Penn, then forty-one, had cut his teeth on New York City’s thriving television production business in the 1950s, working on episodes of The Philco Television Playhouse and Playhouse 90. His first feature, 1958’s compelling revisionist western The Left Handed Gun, which starred Paul Newman as Billy the Kid, was an adaptation of a Philco one-act on which he’d worked. Penn shot the movie in just twenty-three days, only to have Warner Brothers take it away from him and add an ending he called “terrible…. I never heard ‘Boo’ from Warner Brothers, I never saw a cut, nothing. It got a bad review in The New York Times and bing, it was gone.”29 (The film was much more appreciated in Europe, where its maltreatment by a Hollywood studio only helped to burnish its status among critics and directors like Truffaut.)
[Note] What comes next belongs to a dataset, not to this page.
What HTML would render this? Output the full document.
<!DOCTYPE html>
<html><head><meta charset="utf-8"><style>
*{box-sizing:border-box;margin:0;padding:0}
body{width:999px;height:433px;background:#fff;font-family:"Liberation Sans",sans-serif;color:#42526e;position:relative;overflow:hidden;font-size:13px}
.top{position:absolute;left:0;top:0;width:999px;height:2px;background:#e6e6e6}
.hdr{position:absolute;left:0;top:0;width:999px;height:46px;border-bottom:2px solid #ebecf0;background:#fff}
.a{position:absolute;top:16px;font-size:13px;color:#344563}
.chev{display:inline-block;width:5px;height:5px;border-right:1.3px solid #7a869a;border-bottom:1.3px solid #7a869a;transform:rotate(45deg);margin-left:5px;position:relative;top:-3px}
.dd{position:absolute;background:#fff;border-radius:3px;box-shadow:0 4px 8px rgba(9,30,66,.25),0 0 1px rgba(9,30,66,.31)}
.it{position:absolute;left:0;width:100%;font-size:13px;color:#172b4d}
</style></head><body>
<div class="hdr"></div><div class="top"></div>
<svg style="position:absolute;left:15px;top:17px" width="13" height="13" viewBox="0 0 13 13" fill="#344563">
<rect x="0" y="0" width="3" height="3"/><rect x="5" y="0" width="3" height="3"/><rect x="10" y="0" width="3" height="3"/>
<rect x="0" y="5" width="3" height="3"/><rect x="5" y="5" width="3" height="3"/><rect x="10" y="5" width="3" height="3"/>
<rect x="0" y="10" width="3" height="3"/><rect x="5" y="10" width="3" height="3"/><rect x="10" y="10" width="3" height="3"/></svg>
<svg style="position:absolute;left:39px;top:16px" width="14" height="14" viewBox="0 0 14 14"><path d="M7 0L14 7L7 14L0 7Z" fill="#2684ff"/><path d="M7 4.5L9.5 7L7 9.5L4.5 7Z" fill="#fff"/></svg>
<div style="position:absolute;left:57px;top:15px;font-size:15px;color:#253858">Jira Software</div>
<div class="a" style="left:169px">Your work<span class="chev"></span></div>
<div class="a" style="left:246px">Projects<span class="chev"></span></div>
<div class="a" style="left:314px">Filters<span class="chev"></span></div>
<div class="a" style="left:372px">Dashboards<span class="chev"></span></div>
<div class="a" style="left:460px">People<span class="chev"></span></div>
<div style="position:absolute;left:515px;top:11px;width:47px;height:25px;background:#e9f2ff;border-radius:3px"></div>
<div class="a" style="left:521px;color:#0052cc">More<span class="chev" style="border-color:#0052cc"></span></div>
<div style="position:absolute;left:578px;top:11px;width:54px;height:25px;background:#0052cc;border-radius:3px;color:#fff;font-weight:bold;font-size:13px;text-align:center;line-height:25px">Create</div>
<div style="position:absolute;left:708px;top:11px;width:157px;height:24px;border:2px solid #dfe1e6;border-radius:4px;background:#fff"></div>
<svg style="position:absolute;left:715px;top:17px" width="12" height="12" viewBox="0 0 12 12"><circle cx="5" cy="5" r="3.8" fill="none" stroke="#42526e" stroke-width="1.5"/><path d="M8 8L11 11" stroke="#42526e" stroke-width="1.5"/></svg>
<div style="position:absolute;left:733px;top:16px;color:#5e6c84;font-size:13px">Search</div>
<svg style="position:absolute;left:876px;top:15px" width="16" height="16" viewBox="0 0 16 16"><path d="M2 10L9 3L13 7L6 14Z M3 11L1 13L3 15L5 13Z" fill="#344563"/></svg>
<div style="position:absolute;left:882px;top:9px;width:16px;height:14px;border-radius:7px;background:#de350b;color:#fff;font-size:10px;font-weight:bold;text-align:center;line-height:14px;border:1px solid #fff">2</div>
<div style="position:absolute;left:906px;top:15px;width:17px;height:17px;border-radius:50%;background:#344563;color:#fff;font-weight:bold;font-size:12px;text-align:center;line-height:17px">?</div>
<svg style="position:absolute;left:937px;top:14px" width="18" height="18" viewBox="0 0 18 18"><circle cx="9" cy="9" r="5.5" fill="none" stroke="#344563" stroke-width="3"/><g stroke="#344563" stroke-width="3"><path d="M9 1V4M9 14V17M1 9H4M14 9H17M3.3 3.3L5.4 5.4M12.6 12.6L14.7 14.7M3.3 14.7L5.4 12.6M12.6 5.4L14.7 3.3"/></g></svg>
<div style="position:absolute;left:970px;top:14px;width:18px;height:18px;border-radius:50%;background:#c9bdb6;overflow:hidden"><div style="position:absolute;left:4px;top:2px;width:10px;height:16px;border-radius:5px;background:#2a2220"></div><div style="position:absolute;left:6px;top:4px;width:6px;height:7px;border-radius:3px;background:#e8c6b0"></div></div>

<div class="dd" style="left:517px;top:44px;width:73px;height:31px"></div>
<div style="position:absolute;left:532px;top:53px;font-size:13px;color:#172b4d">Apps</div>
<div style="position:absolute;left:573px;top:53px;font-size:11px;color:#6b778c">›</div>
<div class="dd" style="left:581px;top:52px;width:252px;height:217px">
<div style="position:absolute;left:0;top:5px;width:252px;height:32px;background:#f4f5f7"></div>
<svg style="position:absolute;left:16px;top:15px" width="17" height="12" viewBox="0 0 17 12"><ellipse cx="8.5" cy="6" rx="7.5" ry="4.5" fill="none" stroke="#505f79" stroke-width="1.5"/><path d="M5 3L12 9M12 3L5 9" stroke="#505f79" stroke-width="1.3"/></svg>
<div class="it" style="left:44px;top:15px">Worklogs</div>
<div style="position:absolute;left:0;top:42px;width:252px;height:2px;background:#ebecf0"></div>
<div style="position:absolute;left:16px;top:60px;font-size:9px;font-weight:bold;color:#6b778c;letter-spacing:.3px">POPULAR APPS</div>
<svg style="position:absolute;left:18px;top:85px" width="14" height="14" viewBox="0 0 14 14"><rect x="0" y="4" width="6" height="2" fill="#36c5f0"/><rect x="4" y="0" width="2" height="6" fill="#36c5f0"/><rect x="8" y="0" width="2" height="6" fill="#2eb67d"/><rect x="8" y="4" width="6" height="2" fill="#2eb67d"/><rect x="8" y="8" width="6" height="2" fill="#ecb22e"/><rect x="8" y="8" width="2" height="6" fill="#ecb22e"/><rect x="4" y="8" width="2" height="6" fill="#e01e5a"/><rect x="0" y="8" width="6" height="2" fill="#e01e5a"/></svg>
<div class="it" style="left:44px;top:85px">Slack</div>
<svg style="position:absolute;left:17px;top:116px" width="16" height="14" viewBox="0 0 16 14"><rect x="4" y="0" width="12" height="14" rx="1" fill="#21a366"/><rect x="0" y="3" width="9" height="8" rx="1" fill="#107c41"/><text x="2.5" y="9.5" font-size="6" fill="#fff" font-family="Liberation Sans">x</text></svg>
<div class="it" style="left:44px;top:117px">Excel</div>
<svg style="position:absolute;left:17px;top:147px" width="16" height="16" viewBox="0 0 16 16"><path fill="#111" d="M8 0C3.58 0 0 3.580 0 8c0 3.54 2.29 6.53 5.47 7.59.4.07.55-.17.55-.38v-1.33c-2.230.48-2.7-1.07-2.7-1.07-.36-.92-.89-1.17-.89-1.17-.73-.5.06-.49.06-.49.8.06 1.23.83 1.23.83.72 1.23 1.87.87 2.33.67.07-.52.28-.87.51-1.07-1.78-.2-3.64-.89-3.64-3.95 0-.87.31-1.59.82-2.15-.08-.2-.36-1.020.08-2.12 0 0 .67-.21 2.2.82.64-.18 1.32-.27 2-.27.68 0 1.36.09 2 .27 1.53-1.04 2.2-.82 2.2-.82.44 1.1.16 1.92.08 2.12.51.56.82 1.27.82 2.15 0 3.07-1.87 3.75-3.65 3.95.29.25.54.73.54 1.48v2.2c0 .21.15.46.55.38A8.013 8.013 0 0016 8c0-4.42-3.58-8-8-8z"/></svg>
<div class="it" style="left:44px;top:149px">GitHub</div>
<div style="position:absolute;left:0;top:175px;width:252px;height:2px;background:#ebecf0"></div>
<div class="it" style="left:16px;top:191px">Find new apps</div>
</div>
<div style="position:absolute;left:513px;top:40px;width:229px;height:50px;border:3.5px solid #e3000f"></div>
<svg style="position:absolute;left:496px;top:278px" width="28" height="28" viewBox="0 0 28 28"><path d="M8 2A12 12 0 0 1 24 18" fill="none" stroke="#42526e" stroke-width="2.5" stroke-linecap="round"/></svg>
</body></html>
Penn walked away from the movie business and went home to New York, where he began a robust career as a Broadway director. In less than three years, he mounted five successful shows, including Lillian Hellman’s Toys in the Attic and the immensely popular An Evening with Mike Nichols and Elaine May. One of them, William Gibson’s The Miracle Worker, became his return ticket to Hollywood. This time, working for a sympathetic producer, fellow TV veteran Fred Coe, and United Artists, a more director-friendly studio than Warner Brothers, Penn was able to make the movie largely on his terms, which included using the Broadway production’s original stars, Anne Bancroft and Patty Duke. The result was a critical and commercial success that, in the spring of 1963, won both actresses Academy Awards and Penn a nomination for Best Director.
But Penn’s luck soon started running cold again. His demoralizing experience on The Train indicated how little Hollywood capital his recent success had won him, and his return to Broadway resulted in two plays that ran for a combined total of eight performances after they opened. When the Bonnie and Clyde treatment landed on his desk, he says, he was trying to figure out what to do next, and “I was caught up in so many other projects, I just didn’t take it seriously. I was sent that movie, but it was not ‘that movie.’ Yet.”30
The rejection from Penn came
so quickly that Benton and Newman may not even have known he saw their work in the first place. In any case, Elinor Jones wasted no time in trying to get a copy of the treatment to the director whom they had had in mind all along. This time, she used a different connection—her boss.31 Lewis Allen and Truffaut already had a mutual friend in Helen Scott, a New York–born, Paris-raised former journalist and onetime Communist organizer whose remarkable résumé included everything from working as press attaché to the lead American prosecutor at Nuremberg to publicizing French films in New York.32 Allen and Truffaut also had a mutual interest: Both men wanted to make a movie out of Ray Bradbury’s dystopian book-burning novel, Fahrenheit 451, which Truffaut had already spent more than three years planning as his first movie in English.